Accompanied by traffic and load patterns with peak periods during the day, means that there are often surges of db queries. This can set into motion a spiral of increasing latencies as actors fight over db resources to fetch the data they need.

Cache invalidations & mechanics

Finally, we get to the crescendo of this journal entry. Given the important parameters of the problem, (1) Nature of data served and (2) Characteristics of the actors in the system. A picture is worth a thousand words, and to illustrate the technique we used. See the illustration below:

This mechanism, where the first actor sets a Pending value for the calculated cache key such that following actors wait for the Pending value to be replaced with the results matching the filter significantly alleviates db surges once cache items are invalidated on mutations.

Another benefit of this approach is that we maintain a high cache hit ratio. Following actors either retrieve a Pending result, in which case there is a backoff retry mechanism in place or the actual result from the db.

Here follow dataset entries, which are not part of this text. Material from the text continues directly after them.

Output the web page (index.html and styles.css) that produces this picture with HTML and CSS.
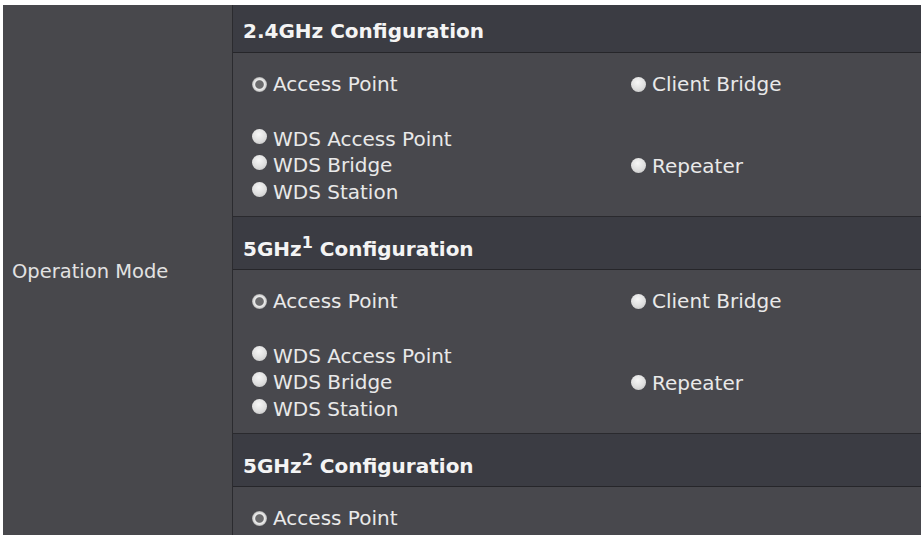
FILE: index.html
```html
<!DOCTYPE html>
<html>
<head>
<title>Operation Mode</title>
<link rel="stylesheet" href="styles.css">
</head>
<body>

<div class="config">
  <div class="config-label">Operation Mode</div>

  <div class="bands">
    <div class="band-head first">2.4GHz Configuration</div>
    <div class="modes">
      <div class="mode-cell"><span class="radio checked"></span>Access Point</div>
      <div class="mode-cell right"><span class="radio"></span>Client Bridge</div>
      <div class="mode-cell tall">
        <div class="stack">
          <div><span class="radio"></span>WDS Access Point</div>
          <div><span class="radio"></span>WDS Bridge</div>
          <div><span class="radio"></span>WDS Station</div>
        </div>
      </div>
      <div class="mode-cell right tall"><span class="radio"></span>Repeater</div>
    </div>

    <div class="band-head">5GHz<sup>1</sup> Configuration</div>
    <div class="modes">
      <div class="mode-cell"><span class="radio checked"></span>Access Point</div>
      <div class="mode-cell right"><span class="radio"></span>Client Bridge</div>
      <div class="mode-cell tall">
        <div class="stack">
          <div><span class="radio"></span>WDS Access Point</div>
          <div><span class="radio"></span>WDS Bridge</div>
          <div><span class="radio"></span>WDS Station</div>
        </div>
      </div>
      <div class="mode-cell right tall"><span class="radio"></span>Repeater</div>
    </div>

    <div class="band-head">5GHz<sup>2</sup> Configuration</div>
    <div class="modes">
      <div class="mode-cell"><span class="radio checked"></span>Access Point</div>
      <div class="mode-cell right"></div>
    </div>
  </div>
</div>

</body>
</html>
```

FILE: styles.css
```css
html {
  overflow: hidden;
}
body {
  margin: 0;
  padding: 5px 0 0 3px;
  background-color: #ffffff;
  font-family: "DejaVu Sans", Verdana, sans-serif;
  font-size: 20px;
  color: #e9e9e9;
}

.config {
  display: flex;
  background-color: #48484c;
}

.config-label {
  width: 230px;
  flex-shrink: 0;
  border-right: 1px solid #2b2b2f;
  display: flex;
  align-items: center;
  padding: 0 0 10px 9px;
  box-sizing: border-box;
  font-size: 19.5px;
  line-height: 24px;
  color: #e2e2e2;
}

.bands {
  flex: 1;
}

.band-head {
  background-color: #3b3c43;
  border-top: 1px solid #2a2a2e;
  border-bottom: 1px solid #26262a;
  padding: 20px 10px 8px;
  line-height: 24px;
  font-weight: bold;
  color: #f4f4f4;
}
.band-head.first {
  border-top: none;
  padding-top: 14px;
  padding-bottom: 9px;
}
.band-head sup {
  font-size: 16px;
  line-height: 0;
  vertical-align: 8px;
}

.modes {
  display: grid;
  grid-template-columns: 379px 1fr;
  background-color: #48484d;
}

.mode-cell {
  display: flex;
  align-items: center;
  height: 62px;
  padding-left: 19px;
  line-height: 24px;
}
.mode-cell.tall {
  height: 101px;
}

.stack {
  line-height: 26.5px;
}

.radio {
  display: inline-block;
  width: 15px;
  height: 15px;
  border-radius: 50%;
  margin-right: 6px;
  vertical-align: 2px;
  background: radial-gradient(circle at 45% 35%, #f6f6f6 0%, #dedede 55%, #bcbcbc 100%);
  flex-shrink: 0;
}
.radio.checked {
  background: radial-gradient(circle, #6b6b6d 0, #6b6b6d 3.8px, #eeeeee 4.8px, #d6d6d6 6.4px, #a4a4a4 7.5px);
}
```
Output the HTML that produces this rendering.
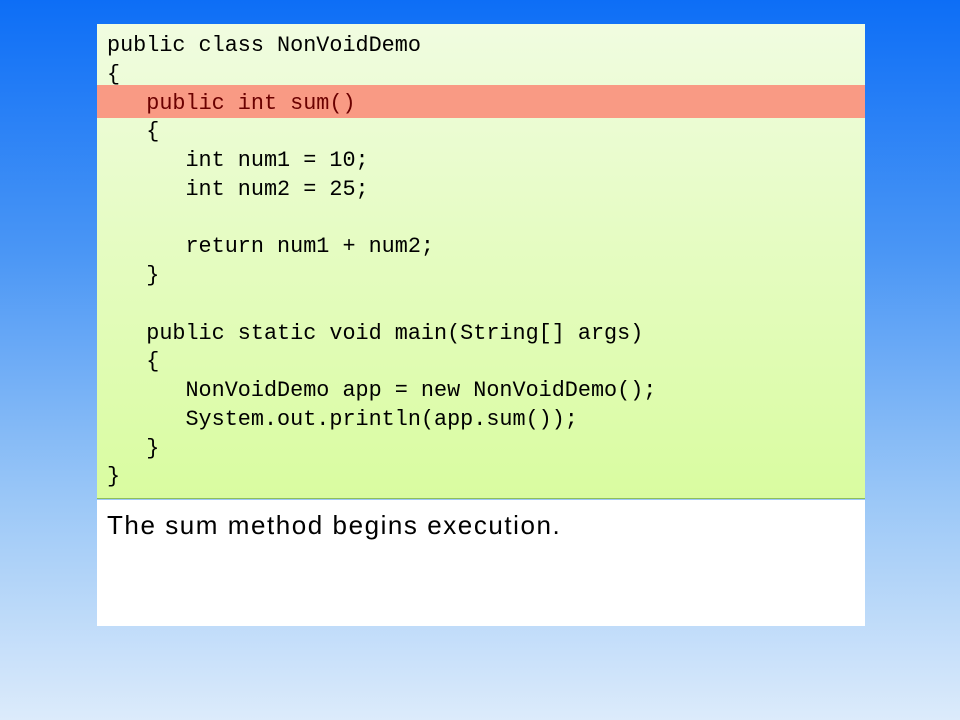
<!DOCTYPE html>
<html><head><style>
html,body{margin:0;padding:0}
body{width:960px;height:720px;position:relative;overflow:hidden;background:linear-gradient(#0d6ef6 0%,#4a96f5 35%,#9cc8f7 70%,#dcebfb 100%)}
#code{position:absolute;left:97px;top:24px;width:768px;height:475px;background:linear-gradient(#f0fce0,#d9fca0);border-bottom:1px solid #8fbf5a;box-sizing:border-box}
#hl{position:absolute;left:97px;top:85px;width:768px;height:33px;background:#f99a84}
pre{position:absolute;left:107px;top:32px;margin:0;font-family:"Liberation Mono",monospace;font-size:21.8px;line-height:28.75px;color:#000}
.r{color:#6b0000}
#cap{position:absolute;left:97px;top:500px;width:768px;height:126px;background:#fff}
#cap span{position:absolute;left:10px;top:10px;font-family:"Liberation Sans",sans-serif;font-size:26px;letter-spacing:1.55px;color:#000;white-space:nowrap}
</style></head><body>
<div id="code"></div>
<div id="hl"></div>
<pre>public class NonVoidDemo
{
   <span class="r">public int sum()</span>
   {
      int num1 = 10;
      int num2 = 25;

      return num1 + num2;
   }

   public static void main(String[] args)
   {
      NonVoidDemo app = new NonVoidDemo();
      System.out.println(app.sum());
   }
}</pre>
<div id="cap"><span>The sum method begins execution.</span></div>
</body></html>
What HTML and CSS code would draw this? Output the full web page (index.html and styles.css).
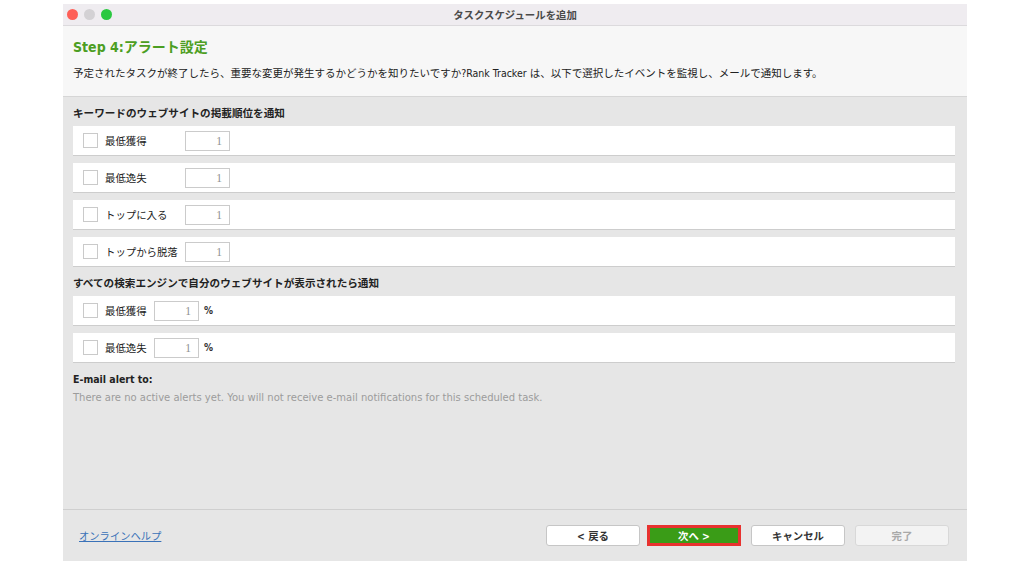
FILE: index.html
```html
<!DOCTYPE html>
<html lang="ja">
<head>
<meta charset="utf-8">
<title>タスクスケジュールを追加</title>
<link rel="stylesheet" href="styles.css">
</head>
<body>
<div class="window">
  <div class="titlebar">
    <div class="lights">
      <span class="light light-red"></span>
      <span class="light light-gray"></span>
      <span class="light light-green"></span>
    </div>
    <div class="title">タスクスケジュールを追加</div>
    <div></div>
  </div>
  <div class="header">
    <h1 class="step">Step 4:アラート設定</h1>
    <p class="desc">予定されたタスクが終了したら、重要な変更が発生するかどうかを知りたいですか?Rank Tracker は、以下で選択したイベントを監視し、メールで通知します。</p>
  </div>
  <div class="content">
    <div class="section-title">キーワードのウェブサイトの掲載順位を通知</div>
    <div class="rows">
      <div class="row"><span class="check"></span><span class="label">最低獲得</span><span class="num">1</span></div>
      <div class="row"><span class="check"></span><span class="label">最低逸失</span><span class="num">1</span></div>
      <div class="row"><span class="check"></span><span class="label">トップに入る</span><span class="num">1</span></div>
      <div class="row"><span class="check"></span><span class="label">トップから脱落</span><span class="num">1</span></div>
    </div>
    <div class="section-title">すべての検索エンジンで自分のウェブサイトが表示されたら通知</div>
    <div class="rows rows-pct">
      <div class="row"><span class="check"></span><span class="label">最低獲得</span><span class="num">1</span><span class="pct">%</span></div>
      <div class="row"><span class="check"></span><span class="label">最低逸失</span><span class="num">1</span><span class="pct">%</span></div>
    </div>
    <div class="email-title">E-mail alert to:</div>
    <div class="email-note">There are no active alerts yet. You will not receive e-mail notifications for this scheduled task.</div>
  </div>
  <div class="footer">
    <a class="help" href="#">オンラインヘルプ</a>
    <div class="buttons">
      <div class="btn btn-back">&lt; 戻る</div>
      <div class="btn btn-primary">次へ &gt;</div>
      <div class="btn">キャンセル</div>
      <div class="btn btn-disabled">完了</div>
    </div>
  </div>
</div>
</body>
</html>
```
FILE: styles.css
```css
body {
  margin: 0;
  background: #ffffff;
  font-family: "DejaVu Sans Condensed", "DejaVu Sans", "Noto Sans CJK JP", sans-serif;
  color: #222222;
}

.window {
  margin: 4px 0 0 63px;
  width: 904px;
  height: 557px;
  display: flex;
  flex-direction: column;
  overflow: hidden;
}

.titlebar {
  height: 21px;
  flex: none;
  background: #efecf0;
  border-bottom: 1px solid #dcdadd;
  display: grid;
  grid-template-columns: 1fr auto 1fr;
  align-items: center;
}

.lights {
  display: flex;
  gap: 6px;
  padding-left: 4px;
}

.light {
  width: 11px;
  height: 11px;
  border-radius: 50%;
}

.light-red { background: #fe5f57; }
.light-gray { background: #d3d1d4; }
.light-green { background: #2ac840; }

.title {
  font-family: "Noto Sans CJK JP", sans-serif;
  font-size: 10.4px;
  font-weight: bold;
  color: #4a4a4a;
}

.header {
  height: 71px;
  flex: none;
  box-sizing: border-box;
  background: #f7f7f7;
  border-bottom: 1px solid #d6d6d6;
  padding: 12px 10px 0;
}

.step {
  margin: 0;
  font-size: 14px;
  line-height: 18px;
  font-weight: bold;
  color: #4c9e22;
}

.desc {
  margin: 8px 0 0;
  font-size: 10.5px;
  line-height: 18px;
  color: #222222;
}

.content {
  flex: 1;
  background: #e6e6e6;
  padding: 7px 12px 0 10px;
}

.section-title {
  font-size: 10.6px;
  font-weight: bold;
  line-height: 18px;
  margin-bottom: 4px;
  color: #222222;
}

.row {
  height: 29px;
  background: #ffffff;
  border-bottom: 1px solid #cdcdcd;
  margin-bottom: 7px;
  display: flex;
  align-items: center;
  padding-left: 10px;
}

.check {
  width: 13px;
  height: 13px;
  border: 1px solid #cacaca;
  background: #ffffff;
  margin-right: 7px;
  flex: none;
}

.label {
  width: 80px;
  flex: none;
  font-size: 10.4px;
  color: #222222;
}

.rows-pct .label {
  width: 49px;
}

.num {
  width: 36px;
  height: 18px;
  flex: none;
  border: 1px solid #cbcbcb;
  padding-right: 7px;
  text-align: right;
  font-family: "Liberation Serif", serif;
  font-size: 11.5px;
  line-height: 18px;
  color: #8f8f8f;
  background: #ffffff;
}

.pct {
  margin-left: 5px;
  font-size: 10px;
  font-weight: bold;
  color: #333333;
}

.email-title {
  font-size: 10.5px;
  font-weight: bold;
  line-height: 18px;
  color: #222222;
}

.email-note {
  font-family: "DejaVu Sans", "Noto Sans CJK JP", sans-serif;
  font-size: 10px;
  line-height: 20px;
  color: #9c9c9c;
}

.footer {
  height: 51px;
  flex: none;
  background: #e6e6e6;
  border-top: 1px solid #cfcfcf;
  display: flex;
  align-items: center;
  padding: 0 18px 0 16px;
}

.help {
  margin-right: auto;
  font-size: 10.3px;
  color: #3a72b8;
  text-decoration: underline;
}

.buttons {
  display: flex;
  gap: 10px;
}

.btn {
  width: 94px;
  height: 21px;
  box-sizing: border-box;
  border: 1px solid #c6c6c6;
  border-radius: 3px;
  background: #ffffff;
  font-size: 10.4px;
  font-weight: bold;
  color: #333333;
  display: flex;
  align-items: center;
  justify-content: center;
}

.btn-back {
  margin-right: -3px;
}

.btn-primary {
  background: #3a9c17;
  color: #ffffff;
  border: 3px solid #e8322f;
  border-radius: 0;
}

.btn-disabled {
  color: #a9a9a9;
  background: #f3f3f3;
  border-color: #d8d8d8;
}
```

In theory, we could have returned an error if another actor is busy with a fetch and an actor retrieved a Pending result. However, the first actor could be done with fetching the data from the db and if we retry after a short wait delay (10-50ms) we would still be able to return the expected results. This significantly improves the overall UX, the user does not need to refresh or retry a fetch the waiting actor does that for us.

Wrapping up

Aim	Outcomes
Reduce query pressure	Load of the CPU reduced by 50%
Accurate data after cache invalidations	Cache hit ratio maintained at 90%
Improve overall latency	95th percentile latency of queries improved by 65%